- _Exercise requirements_
Set out each line from the following listing that includes the word "components".

- _Information shown_
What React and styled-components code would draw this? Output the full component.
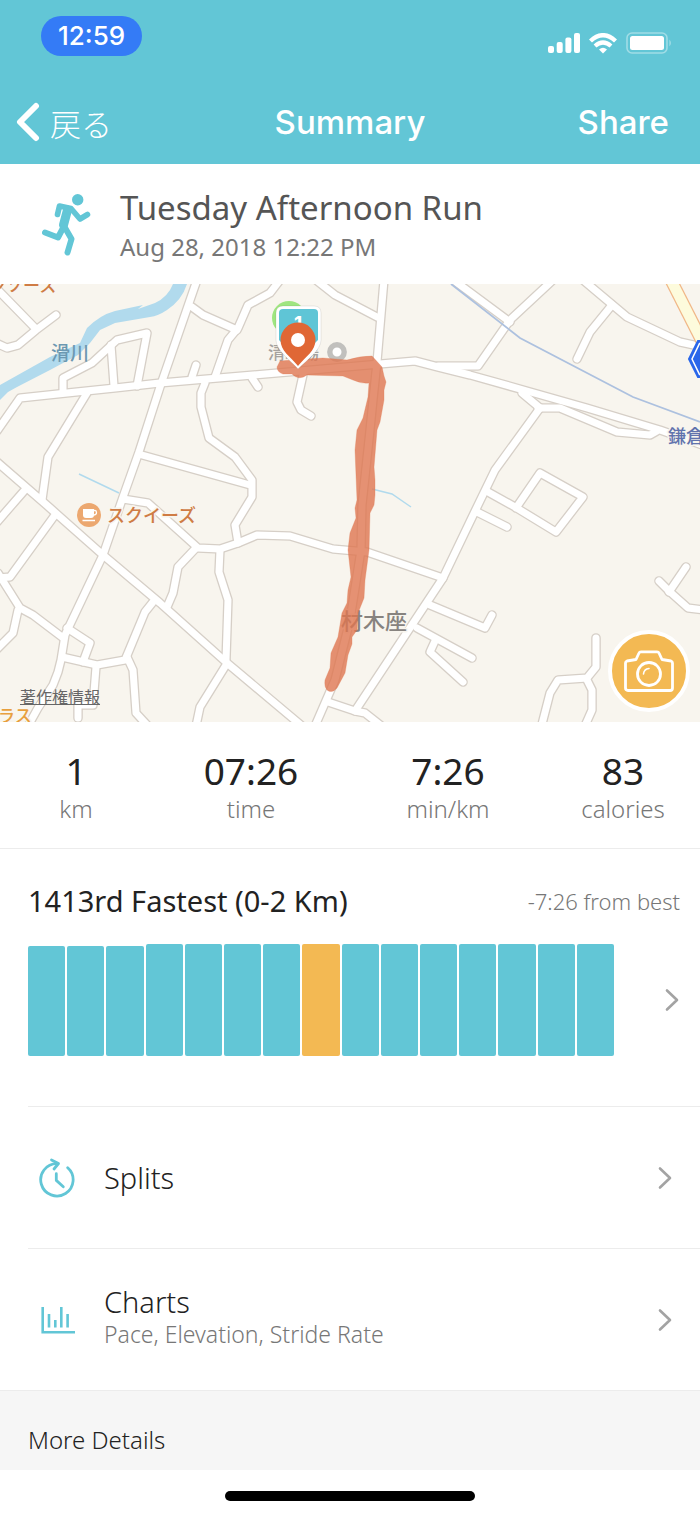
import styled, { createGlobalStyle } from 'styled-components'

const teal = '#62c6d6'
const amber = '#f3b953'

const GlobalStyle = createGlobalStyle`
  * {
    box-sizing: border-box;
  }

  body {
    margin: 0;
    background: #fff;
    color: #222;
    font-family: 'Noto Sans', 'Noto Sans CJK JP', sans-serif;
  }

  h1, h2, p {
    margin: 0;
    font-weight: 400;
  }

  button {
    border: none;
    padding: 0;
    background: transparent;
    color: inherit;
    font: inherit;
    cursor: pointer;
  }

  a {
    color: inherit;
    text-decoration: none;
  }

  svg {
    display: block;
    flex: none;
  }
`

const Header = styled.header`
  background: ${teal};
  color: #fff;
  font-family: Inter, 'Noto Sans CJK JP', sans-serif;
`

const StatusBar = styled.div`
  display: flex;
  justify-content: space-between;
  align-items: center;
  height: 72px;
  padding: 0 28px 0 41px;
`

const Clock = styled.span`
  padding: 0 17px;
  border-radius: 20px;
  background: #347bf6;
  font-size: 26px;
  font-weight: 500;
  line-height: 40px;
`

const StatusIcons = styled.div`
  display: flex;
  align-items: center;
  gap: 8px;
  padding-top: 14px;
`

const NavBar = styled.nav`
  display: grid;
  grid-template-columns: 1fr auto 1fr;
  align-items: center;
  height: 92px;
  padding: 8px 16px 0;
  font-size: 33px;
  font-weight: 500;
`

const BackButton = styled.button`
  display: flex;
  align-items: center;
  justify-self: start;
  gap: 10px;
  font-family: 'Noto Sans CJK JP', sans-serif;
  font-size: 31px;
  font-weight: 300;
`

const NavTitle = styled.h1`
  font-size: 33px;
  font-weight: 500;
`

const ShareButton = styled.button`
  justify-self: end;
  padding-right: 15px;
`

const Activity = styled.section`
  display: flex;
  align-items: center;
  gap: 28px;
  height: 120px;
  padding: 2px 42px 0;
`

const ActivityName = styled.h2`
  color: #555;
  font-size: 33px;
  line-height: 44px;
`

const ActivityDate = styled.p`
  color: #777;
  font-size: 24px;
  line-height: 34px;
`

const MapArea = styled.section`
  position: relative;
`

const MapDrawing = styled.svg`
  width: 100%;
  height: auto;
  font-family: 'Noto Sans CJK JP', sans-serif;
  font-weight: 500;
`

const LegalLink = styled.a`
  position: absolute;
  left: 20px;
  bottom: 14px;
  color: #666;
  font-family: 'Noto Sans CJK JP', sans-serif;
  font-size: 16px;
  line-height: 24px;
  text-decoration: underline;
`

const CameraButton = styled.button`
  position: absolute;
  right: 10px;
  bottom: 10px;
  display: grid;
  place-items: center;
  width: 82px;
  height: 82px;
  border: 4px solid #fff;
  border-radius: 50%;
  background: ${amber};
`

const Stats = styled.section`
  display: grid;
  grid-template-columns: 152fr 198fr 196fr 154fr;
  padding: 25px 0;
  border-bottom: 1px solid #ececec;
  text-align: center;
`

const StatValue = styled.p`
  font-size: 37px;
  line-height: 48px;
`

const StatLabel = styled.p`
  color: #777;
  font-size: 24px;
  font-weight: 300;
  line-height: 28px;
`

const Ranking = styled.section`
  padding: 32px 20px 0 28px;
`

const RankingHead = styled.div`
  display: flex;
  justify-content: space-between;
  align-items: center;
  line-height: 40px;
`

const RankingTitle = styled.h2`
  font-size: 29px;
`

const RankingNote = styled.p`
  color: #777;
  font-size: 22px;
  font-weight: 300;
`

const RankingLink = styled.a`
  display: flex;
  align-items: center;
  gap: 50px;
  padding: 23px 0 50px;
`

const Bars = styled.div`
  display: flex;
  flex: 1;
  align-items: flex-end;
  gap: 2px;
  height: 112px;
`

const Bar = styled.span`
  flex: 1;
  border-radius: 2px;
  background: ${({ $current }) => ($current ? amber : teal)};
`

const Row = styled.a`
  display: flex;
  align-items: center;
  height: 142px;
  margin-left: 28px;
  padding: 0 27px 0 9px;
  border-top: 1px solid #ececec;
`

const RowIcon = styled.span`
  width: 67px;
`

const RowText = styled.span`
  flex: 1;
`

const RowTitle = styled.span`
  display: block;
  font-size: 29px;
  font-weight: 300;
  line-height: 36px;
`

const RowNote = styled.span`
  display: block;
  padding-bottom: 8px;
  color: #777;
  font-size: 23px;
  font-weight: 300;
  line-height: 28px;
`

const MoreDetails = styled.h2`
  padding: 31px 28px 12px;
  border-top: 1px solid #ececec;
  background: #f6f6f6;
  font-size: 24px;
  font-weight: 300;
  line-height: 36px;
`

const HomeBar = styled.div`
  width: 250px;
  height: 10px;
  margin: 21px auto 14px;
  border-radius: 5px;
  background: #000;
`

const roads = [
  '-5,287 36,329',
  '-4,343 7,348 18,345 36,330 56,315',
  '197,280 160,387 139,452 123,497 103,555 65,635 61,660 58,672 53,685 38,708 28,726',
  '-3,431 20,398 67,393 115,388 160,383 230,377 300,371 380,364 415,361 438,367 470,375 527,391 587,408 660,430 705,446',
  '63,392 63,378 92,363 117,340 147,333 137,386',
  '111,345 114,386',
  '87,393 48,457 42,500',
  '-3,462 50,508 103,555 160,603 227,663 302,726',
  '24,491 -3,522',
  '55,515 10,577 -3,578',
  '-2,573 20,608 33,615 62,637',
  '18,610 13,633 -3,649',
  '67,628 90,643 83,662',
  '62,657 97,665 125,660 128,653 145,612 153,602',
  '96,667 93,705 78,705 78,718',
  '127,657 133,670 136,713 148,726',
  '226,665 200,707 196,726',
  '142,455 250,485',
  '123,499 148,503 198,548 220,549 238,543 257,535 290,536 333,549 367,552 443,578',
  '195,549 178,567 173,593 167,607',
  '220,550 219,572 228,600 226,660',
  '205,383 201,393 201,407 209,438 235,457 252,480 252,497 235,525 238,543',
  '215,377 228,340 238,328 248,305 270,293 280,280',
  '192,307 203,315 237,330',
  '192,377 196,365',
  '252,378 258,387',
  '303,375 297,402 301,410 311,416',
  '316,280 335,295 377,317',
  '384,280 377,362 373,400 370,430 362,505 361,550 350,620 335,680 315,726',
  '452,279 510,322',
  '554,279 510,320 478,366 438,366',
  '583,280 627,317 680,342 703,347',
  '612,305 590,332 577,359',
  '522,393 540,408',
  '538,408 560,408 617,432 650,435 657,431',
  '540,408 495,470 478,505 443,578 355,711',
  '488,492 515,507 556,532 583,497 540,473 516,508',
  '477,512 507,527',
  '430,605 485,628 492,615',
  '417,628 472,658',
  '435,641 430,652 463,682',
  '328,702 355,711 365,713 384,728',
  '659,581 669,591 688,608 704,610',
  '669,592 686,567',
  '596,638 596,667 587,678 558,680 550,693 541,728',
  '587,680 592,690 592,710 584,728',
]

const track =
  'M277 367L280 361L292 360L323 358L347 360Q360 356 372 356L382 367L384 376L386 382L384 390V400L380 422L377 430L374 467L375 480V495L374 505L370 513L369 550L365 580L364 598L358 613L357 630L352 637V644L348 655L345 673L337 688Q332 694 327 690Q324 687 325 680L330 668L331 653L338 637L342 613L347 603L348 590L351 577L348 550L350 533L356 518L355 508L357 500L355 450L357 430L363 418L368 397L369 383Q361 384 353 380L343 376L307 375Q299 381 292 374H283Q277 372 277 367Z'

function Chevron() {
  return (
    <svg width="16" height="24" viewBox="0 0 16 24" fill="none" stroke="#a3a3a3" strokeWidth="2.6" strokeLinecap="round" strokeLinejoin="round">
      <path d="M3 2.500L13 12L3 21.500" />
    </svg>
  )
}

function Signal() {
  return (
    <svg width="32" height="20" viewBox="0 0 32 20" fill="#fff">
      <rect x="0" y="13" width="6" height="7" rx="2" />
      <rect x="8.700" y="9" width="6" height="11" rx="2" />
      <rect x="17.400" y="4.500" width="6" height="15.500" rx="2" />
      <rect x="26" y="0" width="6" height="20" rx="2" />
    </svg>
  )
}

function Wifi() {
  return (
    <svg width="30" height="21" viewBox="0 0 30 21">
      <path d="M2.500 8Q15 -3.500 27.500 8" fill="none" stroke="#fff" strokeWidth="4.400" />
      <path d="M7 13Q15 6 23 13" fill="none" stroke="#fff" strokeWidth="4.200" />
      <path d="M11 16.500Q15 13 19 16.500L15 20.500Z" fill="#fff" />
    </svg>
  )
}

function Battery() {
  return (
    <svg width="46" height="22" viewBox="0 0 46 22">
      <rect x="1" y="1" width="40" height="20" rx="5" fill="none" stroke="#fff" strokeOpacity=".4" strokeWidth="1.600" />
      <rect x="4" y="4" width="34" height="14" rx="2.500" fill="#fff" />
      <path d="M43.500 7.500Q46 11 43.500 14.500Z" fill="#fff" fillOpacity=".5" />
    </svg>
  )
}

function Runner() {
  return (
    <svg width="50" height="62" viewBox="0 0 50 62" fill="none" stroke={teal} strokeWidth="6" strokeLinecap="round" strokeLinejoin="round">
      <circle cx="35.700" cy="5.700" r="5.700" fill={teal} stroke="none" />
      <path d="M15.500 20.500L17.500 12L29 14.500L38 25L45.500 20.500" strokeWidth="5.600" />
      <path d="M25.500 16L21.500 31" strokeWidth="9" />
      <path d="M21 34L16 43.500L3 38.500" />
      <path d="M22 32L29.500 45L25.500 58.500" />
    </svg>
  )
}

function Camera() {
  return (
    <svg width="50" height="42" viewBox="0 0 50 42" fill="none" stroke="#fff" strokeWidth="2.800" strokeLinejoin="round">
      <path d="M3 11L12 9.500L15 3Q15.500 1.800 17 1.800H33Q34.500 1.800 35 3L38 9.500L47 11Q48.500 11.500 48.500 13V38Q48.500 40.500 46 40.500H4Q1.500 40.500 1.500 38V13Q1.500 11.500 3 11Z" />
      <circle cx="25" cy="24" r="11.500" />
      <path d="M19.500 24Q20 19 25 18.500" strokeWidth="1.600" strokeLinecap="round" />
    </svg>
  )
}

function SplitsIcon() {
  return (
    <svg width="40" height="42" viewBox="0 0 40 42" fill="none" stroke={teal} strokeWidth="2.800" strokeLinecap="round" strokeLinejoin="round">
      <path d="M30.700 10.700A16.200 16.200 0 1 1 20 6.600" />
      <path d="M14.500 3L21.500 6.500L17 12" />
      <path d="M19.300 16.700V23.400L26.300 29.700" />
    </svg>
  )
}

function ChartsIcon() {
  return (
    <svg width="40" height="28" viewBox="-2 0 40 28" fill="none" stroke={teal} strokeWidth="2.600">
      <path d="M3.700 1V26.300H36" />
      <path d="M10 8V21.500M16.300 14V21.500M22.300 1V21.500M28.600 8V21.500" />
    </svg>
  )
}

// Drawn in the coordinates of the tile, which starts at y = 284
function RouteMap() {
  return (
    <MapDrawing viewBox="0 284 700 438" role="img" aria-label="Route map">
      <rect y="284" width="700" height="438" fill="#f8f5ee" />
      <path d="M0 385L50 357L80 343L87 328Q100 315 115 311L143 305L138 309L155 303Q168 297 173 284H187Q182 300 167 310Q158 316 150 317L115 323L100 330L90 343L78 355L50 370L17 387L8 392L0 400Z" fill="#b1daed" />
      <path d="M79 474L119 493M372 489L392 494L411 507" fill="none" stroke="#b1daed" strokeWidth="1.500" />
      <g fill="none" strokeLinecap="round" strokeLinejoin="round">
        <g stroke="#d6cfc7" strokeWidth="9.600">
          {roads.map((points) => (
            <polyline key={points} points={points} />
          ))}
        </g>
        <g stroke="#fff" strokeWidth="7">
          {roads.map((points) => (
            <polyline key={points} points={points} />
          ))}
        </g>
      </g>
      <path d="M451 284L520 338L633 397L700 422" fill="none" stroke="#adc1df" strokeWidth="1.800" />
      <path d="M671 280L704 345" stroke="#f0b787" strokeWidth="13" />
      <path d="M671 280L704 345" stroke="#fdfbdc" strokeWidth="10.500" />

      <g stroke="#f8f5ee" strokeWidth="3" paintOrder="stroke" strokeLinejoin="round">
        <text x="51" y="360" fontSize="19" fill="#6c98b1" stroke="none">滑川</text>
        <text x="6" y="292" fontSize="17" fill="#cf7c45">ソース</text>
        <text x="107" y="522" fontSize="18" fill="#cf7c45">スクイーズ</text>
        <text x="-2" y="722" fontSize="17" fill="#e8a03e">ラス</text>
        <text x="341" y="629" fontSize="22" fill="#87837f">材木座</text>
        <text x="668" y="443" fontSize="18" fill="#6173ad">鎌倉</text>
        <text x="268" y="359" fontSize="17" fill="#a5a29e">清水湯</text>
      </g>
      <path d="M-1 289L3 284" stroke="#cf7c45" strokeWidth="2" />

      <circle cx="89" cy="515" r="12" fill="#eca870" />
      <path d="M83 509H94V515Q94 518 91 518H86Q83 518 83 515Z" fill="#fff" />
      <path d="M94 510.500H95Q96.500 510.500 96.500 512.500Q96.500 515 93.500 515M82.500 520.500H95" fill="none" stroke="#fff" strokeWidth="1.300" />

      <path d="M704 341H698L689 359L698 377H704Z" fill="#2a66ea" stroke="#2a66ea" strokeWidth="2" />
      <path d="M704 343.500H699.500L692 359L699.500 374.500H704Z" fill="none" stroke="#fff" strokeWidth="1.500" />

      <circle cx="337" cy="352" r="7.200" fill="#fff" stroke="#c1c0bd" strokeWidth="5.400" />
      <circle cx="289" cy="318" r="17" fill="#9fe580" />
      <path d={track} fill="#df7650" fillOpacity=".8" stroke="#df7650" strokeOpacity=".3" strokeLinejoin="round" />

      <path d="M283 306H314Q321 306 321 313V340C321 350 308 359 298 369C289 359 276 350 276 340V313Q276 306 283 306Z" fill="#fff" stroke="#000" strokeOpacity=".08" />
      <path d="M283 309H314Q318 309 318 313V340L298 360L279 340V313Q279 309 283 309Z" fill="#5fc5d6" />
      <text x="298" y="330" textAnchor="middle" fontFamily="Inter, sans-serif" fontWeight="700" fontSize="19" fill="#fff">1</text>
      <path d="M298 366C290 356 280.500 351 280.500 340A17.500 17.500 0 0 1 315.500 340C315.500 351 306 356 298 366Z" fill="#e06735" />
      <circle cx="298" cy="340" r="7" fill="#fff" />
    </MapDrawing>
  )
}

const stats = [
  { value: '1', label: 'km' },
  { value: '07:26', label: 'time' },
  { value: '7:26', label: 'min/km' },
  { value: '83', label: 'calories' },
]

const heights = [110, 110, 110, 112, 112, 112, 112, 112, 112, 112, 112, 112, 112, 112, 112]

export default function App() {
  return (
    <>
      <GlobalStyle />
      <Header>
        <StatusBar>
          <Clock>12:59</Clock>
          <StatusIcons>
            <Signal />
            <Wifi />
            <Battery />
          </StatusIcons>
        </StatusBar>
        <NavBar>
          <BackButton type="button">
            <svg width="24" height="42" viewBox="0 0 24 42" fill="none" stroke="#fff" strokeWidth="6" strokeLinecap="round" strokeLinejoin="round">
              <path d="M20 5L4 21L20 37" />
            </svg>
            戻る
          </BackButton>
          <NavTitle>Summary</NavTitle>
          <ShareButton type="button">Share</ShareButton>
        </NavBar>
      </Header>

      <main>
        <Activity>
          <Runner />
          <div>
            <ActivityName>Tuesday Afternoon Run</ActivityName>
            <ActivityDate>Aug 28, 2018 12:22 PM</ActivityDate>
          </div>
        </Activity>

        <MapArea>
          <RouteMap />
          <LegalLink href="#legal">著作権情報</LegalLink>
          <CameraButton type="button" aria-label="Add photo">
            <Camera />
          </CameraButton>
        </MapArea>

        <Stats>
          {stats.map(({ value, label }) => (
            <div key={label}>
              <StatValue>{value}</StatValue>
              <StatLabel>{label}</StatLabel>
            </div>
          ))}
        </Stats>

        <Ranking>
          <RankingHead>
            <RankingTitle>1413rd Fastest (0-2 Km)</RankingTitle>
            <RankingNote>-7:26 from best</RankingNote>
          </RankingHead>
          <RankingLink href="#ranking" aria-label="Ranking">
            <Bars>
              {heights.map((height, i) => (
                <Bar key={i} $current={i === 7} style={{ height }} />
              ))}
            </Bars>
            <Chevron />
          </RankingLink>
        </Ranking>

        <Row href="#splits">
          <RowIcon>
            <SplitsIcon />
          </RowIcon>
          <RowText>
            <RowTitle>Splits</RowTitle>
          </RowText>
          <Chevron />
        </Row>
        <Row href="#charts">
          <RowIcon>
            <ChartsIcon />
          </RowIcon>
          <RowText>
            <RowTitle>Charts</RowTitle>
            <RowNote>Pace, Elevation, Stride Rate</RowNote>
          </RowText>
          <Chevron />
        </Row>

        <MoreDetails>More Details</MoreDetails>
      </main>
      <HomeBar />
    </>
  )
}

- _Complete answer_
What React and styled-components code would draw this? Output the full component.
import styled, { createGlobalStyle } from 'styled-components'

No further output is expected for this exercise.